The four or five characters who circle around the plot of the novel are not meant to meet that sort of standard.  They are pointedly unreal.  One may or may not be a faun, another briefly turns into a nymph.  We’re in the imaginative world of The Scarlet Letter, with its elf and vampire and witch.  The difference is the reality of the physical world, of Hawthorne’s Rome.  It’s an inversion of much fiction, where the author convinces us, or lets us convince ourselves, that the characters are genuine people, while all but a few patches of the surrounding world are left as unfinished canvas, for the reader to fill in.  Thus, odd chapters titled “The Emptiness of Picture Galleries” (Ch. 37), in which Hawthorne and the reader and one of the characters spend eight pages appreciating, or failing to appreciate, art.

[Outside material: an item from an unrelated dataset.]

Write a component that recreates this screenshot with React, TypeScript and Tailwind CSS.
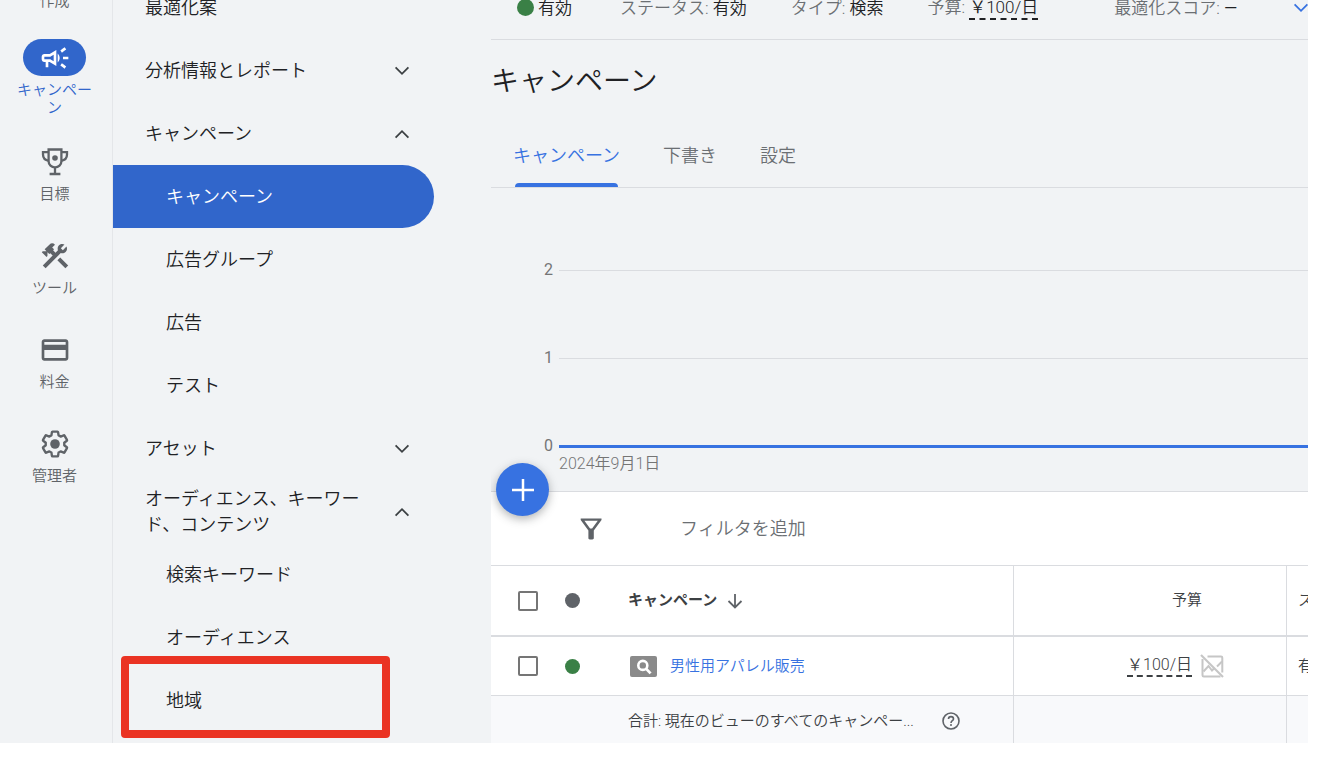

The disorienting contrast between the spirit characters and the real Rome is intentional, “the effect at which he aimed.”  The Marble Faun is a fantasy novel, an ancestor of John Crowley’s Little, Big (1981) and other fantasies of the not-quite-real.  I am in the “Postscript,” added, soon after publication, to soothe readers who whined about the novel’s lack of a conventionally antiseptic ending:

He [the Author] designed the story and the characters to bear, of course, a certain relation to human nature and human life, but still to be so artfully and airily removed from our mundane sphere, that some laws and proprieties of their own should be implicitly and insensibly acknowledged.

The idea of the modern Faun, for example, loses all the poetry and beauty which the Author fancied in it, and becomes nothing better than a grotesque absurdity, if we bring it into the actual light of day…  As respects all who ask such questions [whether the Faun-like character has furry ears], the book is, to that extent, a failure.

So the book was hardly a failure for me, although it kinda spoils my fun to so directly state, at the very end of the book, what I had been planning to write in my blog post.  I guess I wrote it anyway.


  1. I like your discussion of the "real" and "unreal." I read "The Marble Faun" two months ago, and it was a challenge for me. My friends and colleagues who had read it described it as bizarre to say the least. I wouldn't go so far as to claim that I think the book is a failure, but it certainly did not meet my expectations. Thinking about the aesthetic descriptions of art and of Rome in the way you lay out helps me to understand the book better. Thanks!

  2. Hmmmmmmm . . . One of the book sets my husband has giving me recently is a nice set of Hawthorne, and I have been meaning to dip into it in earnest. But this sounds maybe more challenging than I had in mind. I'll start with something else, I think.

  3. I'm perfectly happy to say that The Marble Faun is a failure. As a mystery, it's a failure; as a Jane Austenish romance, it's a failure. As a fantasy novel, as a Hawthorne novel, it's an extraordinary success - I'd rank it second behind the more concentrated Scarlet Letter.

    One of my mostly unspoken mottos as a reader is "Read the book in front of you." If I'm stubborn about my expectations, I'm stuck with the novel in my head, not the one the author wrote.

    Thanks for visiting, by the way. Good luck with your comps!

    You know, I hadn't thought about the difficulty of The Marble Faun. Is it particularly difficult? It's just different. Hawthorne is working on atmosphere, and striking effects of mood and meaning. The unreality of the characters is an essential part of that atmosphere. Rome is solid; the characters are kind of shimmery.

  4. I'm not a big fantasy person, but the fantasy of the "not quite real" sounds right up my alley. (I loved Little, Big.) I like thinking about this work as part of that school. Sounds like an interesting read.

  5. The word "fantasy" has been highjacked by knights-and-wizards romances. I'm trying to reclaim it a bit.

    I mean, The Scarlet Letter is a fantasy, too. What do solemn realists, combing that novel for insights into the historical Puritans, do with the actual witch? Dismiss her as metaphor? Pretend she's not there? What would I have done, if I had read the novel in high school - I was a solemn realist back then. Kinda narrow.

  6. I'm pleased on your take on "Seven Gables". When I read it I could not believe that Hawthorne thought it his best but, you are right, there are excellent moments that show his brilliance. I loved the gingerbread kid.

  7. I loved the gingerbread kid.

    Me too. I read those first few chapters, about the little shop, and thought "The whole novel cannot possibly be written like this." And it's not. Hawthorne's novels work, or don't, scene by scene.